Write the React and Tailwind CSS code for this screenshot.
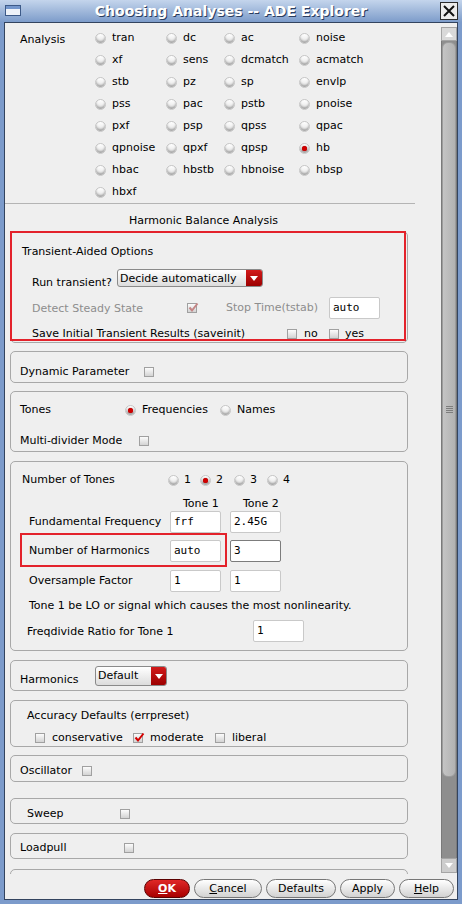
import React from 'react';

const analyses = [
  ['tran', 'dc', 'ac', 'noise'],
  ['xf', 'sens', 'dcmatch', 'acmatch'],
  ['stb', 'pz', 'sp', 'envlp'],
  ['pss', 'pac', 'pstb', 'pnoise'],
  ['pxf', 'psp', 'qpss', 'qpac'],
  ['qpnoise', 'qpxf', 'qpsp', 'hb'],
  ['hbac', 'hbstb', 'hbnoise', 'hbsp'],
  ['hbxf'],
];

function Radio({ on }) {
  return (
    <span className="inline-flex w-[11px] h-[11px] shrink-0 items-center justify-center rounded-full border border-[#c6c6c6] bg-[linear-gradient(#ffffff,#e2e2e2)] shadow-[inset_0_-2px_2px_#a8a8a8]">
      {on && <span className="w-[5px] h-[5px] rounded-full bg-[#d00000] shadow-[0_0_1px_#700000]" />}
    </span>
  );
}

function Check({ on, dim }) {
  return (
    <span className="relative inline-block w-[10px] h-[10px] shrink-0 border border-[#a0a0a0] bg-[linear-gradient(#fcfcfc,#d3d3d3)]">
      {on && (
        <svg className="absolute left-[0px] top-[-2px]" width="11" height="11" viewBox="0 0 11 11">
          <path d="M1.5 5.5 L4 8.5 L9.5 1.5" fill="none" stroke={dim ? '#c48585' : '#d30000'} strokeWidth="2" />
        </svg>
      )}
    </span>
  );
}

function Field({ v, dark }) {
  return (
    <span
      className={`flex items-center w-[51px] h-[22px] shrink-0 rounded-[2px] bg-white pl-[3px] font-['DejaVu_Sans_Mono',monospace] text-[11px] border ${
        dark ? 'border-[#7c7c7c]' : 'border-[#c9c9c9]'
      }`}
    >
      {v}
    </span>
  );
}

function Arrow() {
  return (
    <svg width="8" height="5" viewBox="0 0 8 5">
      <path d="M0 0 H8 L4 5 Z" fill="#ffffff" />
    </svg>
  );
}

function Group({ className, children }) {
  return (
    <div className={`relative ml-[5px] w-[398px] shrink-0 rounded-[5px] border border-[#a8a8a8] ${className}`}>
      {children}
    </div>
  );
}

function Btn({ children, className }) {
  return (
    <span
      className={`flex items-center justify-center h-[19px] rounded-full border ${className}`}
    >
      {children}
    </span>
  );
}

export default function App() {
  return (
    <div className="w-[462px] h-[904px] flex flex-col overflow-hidden bg-[#7c9bcb] font-['DejaVu_Sans',sans-serif] text-[11px] leading-[14px] text-black">
      {/* Title bar */}
      <div className="relative flex h-[22px] shrink-0 items-center justify-center bg-[linear-gradient(#c4d5ec,#7d9cca)]">
        <span className="absolute left-[5px] top-[5px] w-[16px] h-[11px] border border-[#3d5a88] bg-[#eef2f8]">
          <span className="block h-[3px] bg-[#7396cc]" />
        </span>
        <span className="font-['DejaVu_Sans',sans-serif] font-bold text-[14px] text-white [text-shadow:1px_1px_0_#2b3d5e]">
          Choosing Analyses -- ADE Explorer
        </span>
        <span className="absolute right-[4px] top-[2px] flex w-[18px] h-[18px] items-center justify-center border border-[#2b2b2b] bg-[#ececec]">
          <svg width="12" height="12" viewBox="0 0 12 12">
            <path d="M1 1 L11 11 M11 1 L1 11" stroke="#111" strokeWidth="2" />
          </svg>
        </span>
      </div>

      {/* Panel */}
      <div className="flex flex-1 flex-col mx-[4px] mb-[4px] min-h-0 border border-[#33445f] bg-[#efefef]">
        <div className="flex h-[851px] shrink-0">
          {/* Scrolled content */}
          <div className="flex flex-col flex-1 overflow-hidden pt-[4px]">
            <div className="flex shrink-0">
              <div className="w-[90px] pl-[15px] pt-[6px]">Analysis</div>
              <div className="grid grid-cols-[71px_58px_75px_90px] auto-rows-[22px]">
                {analyses.flatMap((row, r) =>
                  row.map((name) => (
                    <div key={r + name} className="flex items-center gap-[6px]">
                      <Radio on={name === 'hb'} />
                      <span>{name}</span>
                    </div>
                  ))
                )}
              </div>
            </div>
            <div className="h-px w-[410px] shrink-0 bg-[#b4b4b4]" />
            <div className="mt-[10px] pl-[124px] shrink-0">Harmonic Balance Analysis</div>

            {/* Transient-aided */}
            <Group className="mt-[3px] h-[112px]">
              <div className="mt-[13px] ml-[11px]">Transient-Aided Options</div>
              <div className="mt-[10px] ml-[21px] flex">
                <span className="w-[85px] pt-[7px]">Run transient?</span>
                <span className="flex w-[146px] h-[18px] overflow-hidden rounded-[3px] border border-[#8a8a8a] bg-[linear-gradient(#ffffff,#dcdcdc)]">
                  <span className="flex-1 pl-[2px] leading-[17px]">Decide automatically</span>
                  <span className="flex w-[16px] items-center justify-center bg-[linear-gradient(#d21a1a,#9c0000)]">
                    <Arrow />
                  </span>
                </span>
              </div>
              <div className="mt-[7px] ml-[21px] flex h-[22px] items-center">
                <span className="w-[155px] pt-[1px] text-[#8d8d8d]">Detect Steady State</span>
                <Check on dim />
                <span className="ml-[29px] w-[103px] text-[#8d8d8d]">Stop Time(tstab)</span>
                <Field v="auto" />
              </div>
              <div className="mt-[8px] ml-[21px] flex h-[14px] items-center">
                <span className="w-[255px]">Save Initial Transient Results (saveinit)</span>
                <Check />
                <span className="ml-[7px] w-[25px]">no</span>
                <Check />
                <span className="ml-[6px]">yes</span>
              </div>
              <div className="pointer-events-none absolute left-[-1px] top-[-1px] w-[396px] h-[110px] border-2 border-[#e3222b]" />
            </Group>

            <Group className="mt-[8px] h-[32px]">
              <div className="mt-[13px] ml-[9px] flex items-center">
                <span className="w-[124px]">Dynamic Parameter</span>
                <Check />
              </div>
            </Group>

            <Group className="mt-[8px] h-[61px]">
              <div className="mt-[11px] ml-[9px] flex items-center">
                <span className="w-[105px]">Tones</span>
                <Radio on />
                <span className="ml-[6px] w-[78px]">Frequencies</span>
                <Radio />
                <span className="ml-[6px]">Names</span>
              </div>
              <div className="mt-[17px] ml-[9px] flex items-center">
                <span className="w-[119px]">Multi-divider Mode</span>
                <Check />
              </div>
            </Group>

            {/* Tones */}
            <Group className="mt-[9px] h-[190px]">
              <div className="mt-[11px] ml-[11px] flex items-center">
                <span className="w-[146px]">Number of Tones</span>
                {[['1', 32], ['2', 34], ['3', 33], ['4', 33]].map(([n, w]) => (
                  <span key={n} className={`flex items-center gap-[5px] ${w === 32 ? 'w-[32px]' : w === 34 ? 'w-[34px]' : 'w-[33px]'}`}>
                    <Radio on={n === '2'} />
                    <span>{n}</span>
                  </span>
                ))}
              </div>
              <div className="mt-[10px] ml-[172px] flex">
                <span className="w-[60px]">Tone 1</span>
                <span>Tone 2</span>
              </div>
              <div className="ml-[18px] flex h-[22px] items-center">
                <span className="w-[141px]">Fundamental Frequency</span>
                <Field v="frf" />
                <span className="ml-[9px]"><Field v="2.45G" /></span>
              </div>
              <div className="mt-[7px] ml-[18px] flex h-[22px] items-center">
                <span className="w-[141px]">Number of Harmonics</span>
                <Field v="auto" />
                <span className="ml-[9px]"><Field v="3" dark /></span>
              </div>
              <div className="mt-[8px] ml-[18px] flex h-[22px] items-center">
                <span className="w-[141px]">Oversample Factor</span>
                <Field v="1" />
                <span className="ml-[9px]"><Field v="1" /></span>
              </div>
              <div className="mt-[7px] ml-[18px]">Tone 1 be LO or signal which causes the most nonlinearity.</div>
              <div className="mt-[7px] ml-[16px] flex h-[22px] items-center">
                <span className="w-[226px] pt-[2px]">Freqdivide Ratio for Tone 1</span>
                <Field v="1" />
              </div>
              <div className="pointer-events-none absolute left-[9px] top-[71px] w-[207px] h-[34px] border-2 border-[#e3222b]" />
            </Group>

            <Group className="mt-[9px] h-[31px]">
              <div className="mt-[5px] ml-[9px] flex">
                <span className="w-[75px] pt-[7px]">Harmonics</span>
                <span className="flex w-[72px] h-[20px] overflow-hidden rounded-[3px] border border-[#8a8a8a] bg-[linear-gradient(#ffffff,#dcdcdc)]">
                  <span className="flex-1 pl-[2px] leading-[18px]">Default</span>
                  <span className="flex w-[15px] items-center justify-center bg-[linear-gradient(#d21a1a,#9c0000)]">
                    <Arrow />
                  </span>
                </span>
              </div>
            </Group>

            <Group className="mt-[9px] h-[47px]">
              <div className="mt-[8px] ml-[16px]">Accuracy Defaults (errpreset)</div>
              <div className="mt-[8px] ml-[24px] flex items-center">
                <Check />
                <span className="ml-[7px] w-[81px]">conservative</span>
                <Check on />
                <span className="ml-[7px] w-[65px]">moderate</span>
                <Check />
                <span className="ml-[7px]">liberal</span>
              </div>
            </Group>

            <Group className="mt-[8px] h-[27px]">
              <div className="mt-[8px] ml-[9px] flex items-center">
                <span className="w-[62px]">Oscillator</span>
                <Check />
              </div>
            </Group>

            <Group className="mt-[16px] h-[26px]">
              <div className="mt-[8px] ml-[16px] flex items-center">
                <span className="w-[93px]">Sweep</span>
                <Check />
              </div>
            </Group>

            <Group className="mt-[9px] h-[26px]">
              <div className="mt-[7px] ml-[9px] flex items-center">
                <span className="w-[104px]">Loadpull</span>
                <Check />
              </div>
            </Group>

            <Group className="mt-[10px] h-[30px]" />
          </div>

          {/* Scrollbar */}
          <div className="ml-[1px] flex w-[16px] shrink-0 flex-col pt-[4px] pb-[1px]">
            <div className="flex h-[14px] shrink-0 items-center justify-center border border-[#a5a5a5] bg-[#d9d9d9]">
              <svg width="8" height="5" viewBox="0 0 8 5"><path d="M4 0 L8 5 H0 Z" fill="#fff" /></svg>
            </div>
            <div className="flex flex-1 flex-col bg-[#8e8e8e] border-x border-[#7a7a7a]">
              <div className="mt-[1px] flex h-[735px] items-center justify-center rounded-[6px] border border-[#9c9c9c] bg-[linear-gradient(90deg,#c4c4c4,#b2b2b2)]">
                <div className="flex flex-col gap-[1px]">
                  {[0, 1, 2, 3].map((i) => (
                    <span key={i} className="block h-px w-[7px] bg-[#7d7d7d]" />
                  ))}
                </div>
              </div>
            </div>
            <div className="flex h-[15px] shrink-0 items-center justify-center border border-[#a5a5a5] bg-[#cdcdcd]">
              <Arrow />
            </div>
          </div>
        </div>

        {/* Buttons */}
        <div className="flex flex-1 items-start justify-end gap-[4px] pt-[5px] pr-[3px]">
          <Btn className="w-[46px] border-[#5a0000] bg-[linear-gradient(#e02828,#a80000)] font-bold text-white">
            <span className="underline">O</span>K
          </Btn>
          <Btn className="w-[68px] border-[#777] bg-[linear-gradient(#ffffff,#d2d2d2)]">
            <span className="underline">C</span>ancel
          </Btn>
          <Btn className="w-[70px] border-[#777] bg-[linear-gradient(#ffffff,#d2d2d2)]">Defaults</Btn>
          <Btn className="w-[55px] border-[#777] bg-[linear-gradient(#ffffff,#d2d2d2)]">Apply</Btn>
          <Btn className="w-[55px] border-[#777] bg-[linear-gradient(#ffffff,#d2d2d2)]">
            <span className="underline">H</span>elp
          </Btn>
        </div>
      </div>
    </div>
  );
}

Set task: Restate, line by line and word for word, everything from the top of the material through the line that contains "import React from 'react';". Leave pictures out.

Solution:
Write the React and Tailwind CSS code for this screenshot.
import React from 'react';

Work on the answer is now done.